Gather up every line that includes the string "page".

start Collected data

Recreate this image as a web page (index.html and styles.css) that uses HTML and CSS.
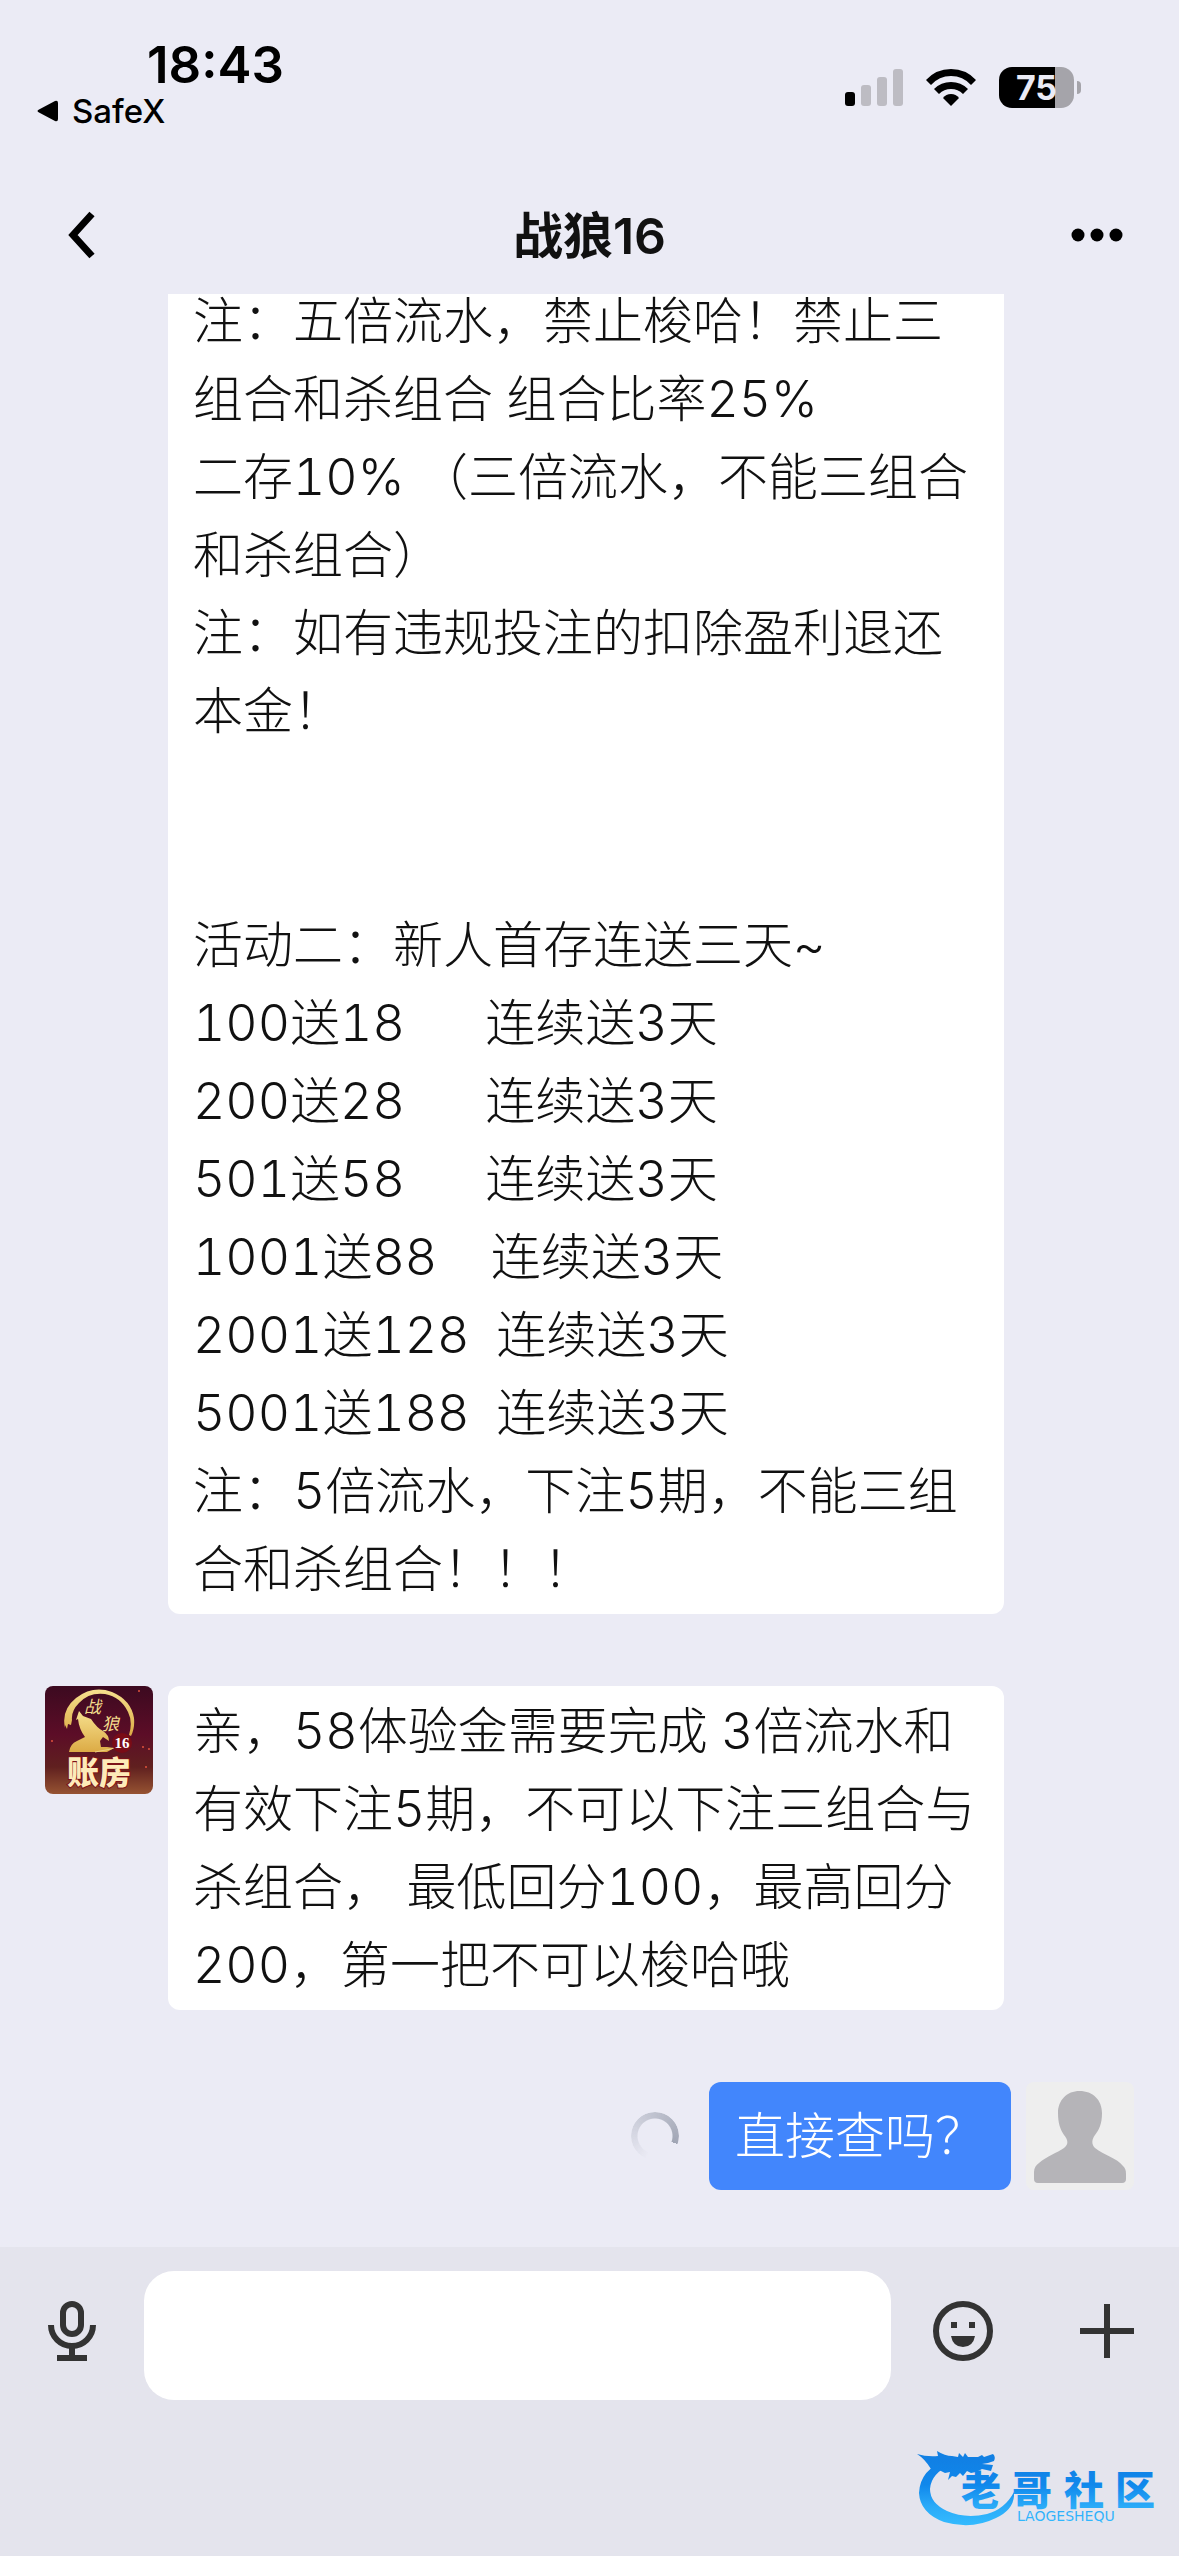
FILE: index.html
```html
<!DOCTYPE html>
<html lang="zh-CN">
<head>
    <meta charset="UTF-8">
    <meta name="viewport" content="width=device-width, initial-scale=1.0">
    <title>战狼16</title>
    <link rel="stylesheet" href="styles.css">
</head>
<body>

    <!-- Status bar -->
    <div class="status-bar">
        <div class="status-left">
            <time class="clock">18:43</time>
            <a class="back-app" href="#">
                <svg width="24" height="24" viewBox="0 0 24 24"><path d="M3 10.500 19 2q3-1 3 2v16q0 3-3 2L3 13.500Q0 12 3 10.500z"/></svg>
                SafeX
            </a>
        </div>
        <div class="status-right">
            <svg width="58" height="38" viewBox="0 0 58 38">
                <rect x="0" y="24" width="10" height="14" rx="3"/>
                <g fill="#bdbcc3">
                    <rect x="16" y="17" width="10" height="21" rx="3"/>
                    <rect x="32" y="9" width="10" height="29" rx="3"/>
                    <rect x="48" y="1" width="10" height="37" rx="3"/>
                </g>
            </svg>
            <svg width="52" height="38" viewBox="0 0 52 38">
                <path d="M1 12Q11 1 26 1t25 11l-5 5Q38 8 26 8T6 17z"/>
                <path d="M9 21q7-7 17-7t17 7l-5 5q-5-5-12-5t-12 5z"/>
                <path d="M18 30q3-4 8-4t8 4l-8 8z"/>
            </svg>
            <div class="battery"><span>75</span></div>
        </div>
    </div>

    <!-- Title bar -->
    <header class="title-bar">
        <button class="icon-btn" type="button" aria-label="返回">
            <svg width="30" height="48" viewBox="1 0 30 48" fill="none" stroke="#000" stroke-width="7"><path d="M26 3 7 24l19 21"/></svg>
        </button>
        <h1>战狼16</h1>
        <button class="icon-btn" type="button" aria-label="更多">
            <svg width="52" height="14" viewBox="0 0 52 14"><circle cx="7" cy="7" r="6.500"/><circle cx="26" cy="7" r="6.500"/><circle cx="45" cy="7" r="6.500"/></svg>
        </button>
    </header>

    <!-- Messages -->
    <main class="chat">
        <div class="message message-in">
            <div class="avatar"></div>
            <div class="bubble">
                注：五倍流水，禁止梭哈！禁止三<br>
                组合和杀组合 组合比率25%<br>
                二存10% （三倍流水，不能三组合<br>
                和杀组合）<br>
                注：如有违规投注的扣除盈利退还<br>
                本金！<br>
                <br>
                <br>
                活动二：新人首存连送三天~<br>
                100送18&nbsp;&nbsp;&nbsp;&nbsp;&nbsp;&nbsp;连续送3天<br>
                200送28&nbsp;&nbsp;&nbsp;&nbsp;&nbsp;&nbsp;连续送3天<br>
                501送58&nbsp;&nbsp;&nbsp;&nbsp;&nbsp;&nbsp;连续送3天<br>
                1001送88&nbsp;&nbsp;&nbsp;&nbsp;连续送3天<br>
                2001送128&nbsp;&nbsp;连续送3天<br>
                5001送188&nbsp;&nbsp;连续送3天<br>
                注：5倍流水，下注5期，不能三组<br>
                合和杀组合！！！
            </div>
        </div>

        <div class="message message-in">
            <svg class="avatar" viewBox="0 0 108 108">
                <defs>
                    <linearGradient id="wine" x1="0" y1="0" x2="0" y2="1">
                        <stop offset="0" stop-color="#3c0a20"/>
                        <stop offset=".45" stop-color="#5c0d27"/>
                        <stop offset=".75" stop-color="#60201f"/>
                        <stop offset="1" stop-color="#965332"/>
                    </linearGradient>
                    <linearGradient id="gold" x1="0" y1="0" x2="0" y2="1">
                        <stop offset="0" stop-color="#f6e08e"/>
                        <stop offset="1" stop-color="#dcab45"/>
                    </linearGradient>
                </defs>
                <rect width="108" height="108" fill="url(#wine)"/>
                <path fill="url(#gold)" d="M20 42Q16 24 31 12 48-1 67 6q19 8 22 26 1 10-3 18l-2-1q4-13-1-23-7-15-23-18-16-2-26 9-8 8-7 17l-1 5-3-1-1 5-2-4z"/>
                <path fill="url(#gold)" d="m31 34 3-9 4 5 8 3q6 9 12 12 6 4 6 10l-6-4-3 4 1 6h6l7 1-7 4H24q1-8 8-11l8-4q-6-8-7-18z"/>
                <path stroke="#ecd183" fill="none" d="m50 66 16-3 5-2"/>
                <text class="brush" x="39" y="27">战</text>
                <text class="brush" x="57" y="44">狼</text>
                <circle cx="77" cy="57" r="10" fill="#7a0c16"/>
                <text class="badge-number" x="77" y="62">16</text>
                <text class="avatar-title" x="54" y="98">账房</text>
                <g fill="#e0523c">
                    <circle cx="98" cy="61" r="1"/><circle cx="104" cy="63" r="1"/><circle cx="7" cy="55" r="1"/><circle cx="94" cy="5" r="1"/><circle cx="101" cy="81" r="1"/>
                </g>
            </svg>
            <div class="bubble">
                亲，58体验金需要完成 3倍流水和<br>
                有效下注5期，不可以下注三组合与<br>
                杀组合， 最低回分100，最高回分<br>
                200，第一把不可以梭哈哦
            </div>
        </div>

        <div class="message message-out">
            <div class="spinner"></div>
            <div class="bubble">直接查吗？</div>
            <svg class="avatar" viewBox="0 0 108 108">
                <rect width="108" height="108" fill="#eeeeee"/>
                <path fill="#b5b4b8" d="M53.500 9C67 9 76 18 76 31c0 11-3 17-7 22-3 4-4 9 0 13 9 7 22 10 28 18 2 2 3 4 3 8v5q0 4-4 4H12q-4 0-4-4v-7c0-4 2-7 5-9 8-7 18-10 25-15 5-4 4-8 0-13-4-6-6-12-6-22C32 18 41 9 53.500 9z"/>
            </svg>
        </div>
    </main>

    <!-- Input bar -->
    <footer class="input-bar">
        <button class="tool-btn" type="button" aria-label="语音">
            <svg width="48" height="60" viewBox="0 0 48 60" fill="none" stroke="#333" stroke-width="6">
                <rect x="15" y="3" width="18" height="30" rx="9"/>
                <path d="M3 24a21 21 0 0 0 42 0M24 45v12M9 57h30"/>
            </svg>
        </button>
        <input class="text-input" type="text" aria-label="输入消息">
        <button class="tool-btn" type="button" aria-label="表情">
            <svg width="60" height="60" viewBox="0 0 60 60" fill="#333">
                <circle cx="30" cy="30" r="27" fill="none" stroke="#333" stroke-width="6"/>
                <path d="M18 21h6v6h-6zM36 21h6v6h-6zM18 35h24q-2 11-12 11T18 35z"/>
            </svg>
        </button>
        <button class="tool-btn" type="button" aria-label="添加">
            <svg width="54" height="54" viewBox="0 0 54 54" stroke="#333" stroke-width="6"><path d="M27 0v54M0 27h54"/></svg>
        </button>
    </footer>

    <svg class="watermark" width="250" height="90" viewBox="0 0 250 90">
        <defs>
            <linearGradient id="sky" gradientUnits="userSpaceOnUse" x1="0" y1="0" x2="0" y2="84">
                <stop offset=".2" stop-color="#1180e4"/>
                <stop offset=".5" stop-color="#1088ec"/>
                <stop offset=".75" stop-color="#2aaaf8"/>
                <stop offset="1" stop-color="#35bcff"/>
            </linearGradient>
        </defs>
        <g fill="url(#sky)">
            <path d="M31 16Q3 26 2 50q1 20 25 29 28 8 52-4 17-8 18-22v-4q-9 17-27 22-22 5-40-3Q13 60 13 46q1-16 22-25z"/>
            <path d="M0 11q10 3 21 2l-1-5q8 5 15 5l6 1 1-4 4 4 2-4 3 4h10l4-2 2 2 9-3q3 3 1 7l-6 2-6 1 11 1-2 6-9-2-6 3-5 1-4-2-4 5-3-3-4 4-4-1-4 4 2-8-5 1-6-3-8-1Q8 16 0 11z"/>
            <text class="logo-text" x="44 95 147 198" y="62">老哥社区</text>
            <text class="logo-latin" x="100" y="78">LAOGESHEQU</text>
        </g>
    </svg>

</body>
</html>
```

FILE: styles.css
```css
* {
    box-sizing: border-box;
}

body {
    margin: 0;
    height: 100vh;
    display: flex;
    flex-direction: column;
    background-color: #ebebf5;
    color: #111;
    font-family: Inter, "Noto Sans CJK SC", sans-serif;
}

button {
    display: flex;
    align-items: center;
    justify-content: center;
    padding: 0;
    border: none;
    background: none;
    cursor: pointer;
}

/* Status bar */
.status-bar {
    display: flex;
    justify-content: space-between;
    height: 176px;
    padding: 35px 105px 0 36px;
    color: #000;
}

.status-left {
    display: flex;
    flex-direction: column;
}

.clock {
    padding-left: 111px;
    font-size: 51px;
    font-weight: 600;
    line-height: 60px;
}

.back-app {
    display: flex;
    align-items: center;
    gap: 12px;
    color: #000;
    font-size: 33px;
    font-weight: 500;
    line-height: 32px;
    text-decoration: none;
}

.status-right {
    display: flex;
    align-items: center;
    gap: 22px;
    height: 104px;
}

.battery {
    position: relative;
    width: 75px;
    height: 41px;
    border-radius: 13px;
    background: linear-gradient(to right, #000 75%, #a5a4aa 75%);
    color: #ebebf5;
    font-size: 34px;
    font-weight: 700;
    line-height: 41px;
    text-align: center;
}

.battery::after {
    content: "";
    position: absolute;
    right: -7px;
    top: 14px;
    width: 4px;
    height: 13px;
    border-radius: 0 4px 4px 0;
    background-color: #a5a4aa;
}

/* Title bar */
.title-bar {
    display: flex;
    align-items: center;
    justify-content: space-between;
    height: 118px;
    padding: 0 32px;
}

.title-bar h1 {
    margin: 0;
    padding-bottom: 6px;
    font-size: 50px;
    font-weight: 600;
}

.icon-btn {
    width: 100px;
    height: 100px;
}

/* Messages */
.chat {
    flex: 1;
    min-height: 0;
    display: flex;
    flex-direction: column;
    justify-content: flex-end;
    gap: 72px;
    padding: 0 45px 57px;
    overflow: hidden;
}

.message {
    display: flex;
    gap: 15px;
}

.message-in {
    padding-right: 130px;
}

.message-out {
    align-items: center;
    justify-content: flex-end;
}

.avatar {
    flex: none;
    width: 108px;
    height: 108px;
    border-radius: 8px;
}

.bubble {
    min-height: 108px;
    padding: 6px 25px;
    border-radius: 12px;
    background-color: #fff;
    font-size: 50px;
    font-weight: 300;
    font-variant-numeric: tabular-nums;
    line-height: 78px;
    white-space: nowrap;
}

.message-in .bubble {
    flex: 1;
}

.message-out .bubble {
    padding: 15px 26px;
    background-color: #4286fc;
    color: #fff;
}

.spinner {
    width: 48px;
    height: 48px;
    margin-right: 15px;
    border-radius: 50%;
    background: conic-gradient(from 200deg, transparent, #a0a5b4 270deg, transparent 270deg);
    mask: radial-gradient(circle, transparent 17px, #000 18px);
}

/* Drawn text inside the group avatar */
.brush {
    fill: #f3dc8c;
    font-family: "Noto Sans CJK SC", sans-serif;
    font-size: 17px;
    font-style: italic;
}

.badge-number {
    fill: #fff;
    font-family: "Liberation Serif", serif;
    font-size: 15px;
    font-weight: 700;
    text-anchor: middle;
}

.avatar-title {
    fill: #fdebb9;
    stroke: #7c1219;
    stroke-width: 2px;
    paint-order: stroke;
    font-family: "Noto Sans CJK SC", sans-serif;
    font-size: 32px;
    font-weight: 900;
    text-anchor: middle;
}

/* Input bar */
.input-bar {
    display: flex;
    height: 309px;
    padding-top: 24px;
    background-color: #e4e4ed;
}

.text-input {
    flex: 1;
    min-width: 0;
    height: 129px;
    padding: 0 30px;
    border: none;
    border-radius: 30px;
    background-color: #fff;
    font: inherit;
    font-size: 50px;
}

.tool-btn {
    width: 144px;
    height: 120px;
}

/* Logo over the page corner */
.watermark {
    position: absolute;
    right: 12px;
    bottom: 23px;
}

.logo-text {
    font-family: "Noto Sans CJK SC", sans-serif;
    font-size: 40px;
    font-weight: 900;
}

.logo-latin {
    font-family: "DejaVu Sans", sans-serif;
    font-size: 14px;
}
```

end Collected data

§ Answer:
Recreate this image as a web page (index.html and styles.css) that uses HTML and CSS.
/* Logo over the page corner */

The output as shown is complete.